Mikkelsen Harbour is a small bay indenting the south side of Trinity Island between Skottsberg Point and Borge Point, in the Palmer Archipelago, Antarctica. It provides excellent anchorage for ships, and was frequently used by sealing vessels in the first half of the nineteenth century and by Norwegian whaling vessels at the beginning of the twentieth century.

== History ==
Mikkelsen Harbour was discovered by the Swedish Antarctic Expedition (SAE) of 1901–1904. The origin of the name comes from Peder Michelsen, a whaling manager who was lost in the whaling grounds in December 1910. The harbour was charted by Captain Hans Borge.
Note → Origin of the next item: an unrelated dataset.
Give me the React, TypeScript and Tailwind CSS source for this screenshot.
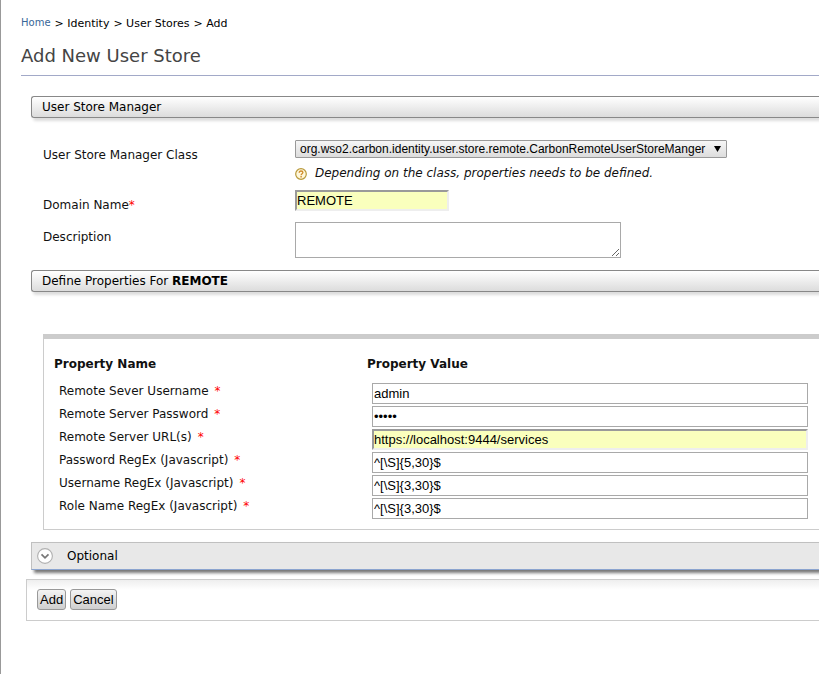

Apparently the name was in common usage by 1913, at the time of the geologic reconnaissance by Scottish geologist David Ferguson in the whale-catcher Hanka.

== Named features ==
Mikkelsen Harbour is bordered to the west by Skottsberg Point, the southernmost point of Trinity Island. It was first charted by the SAE, it was named for Carl Skottsberg, botanist of the expedition. Borge Point is a headland forming the east side of Mikkelsen Harbour. Klo Rock is a rock on which the sea breaks, lying at the east side of the entrance to the harbor. Both features were charted and named by Captain Borge.

A small island called D'Hainaut Island sits within the harbour.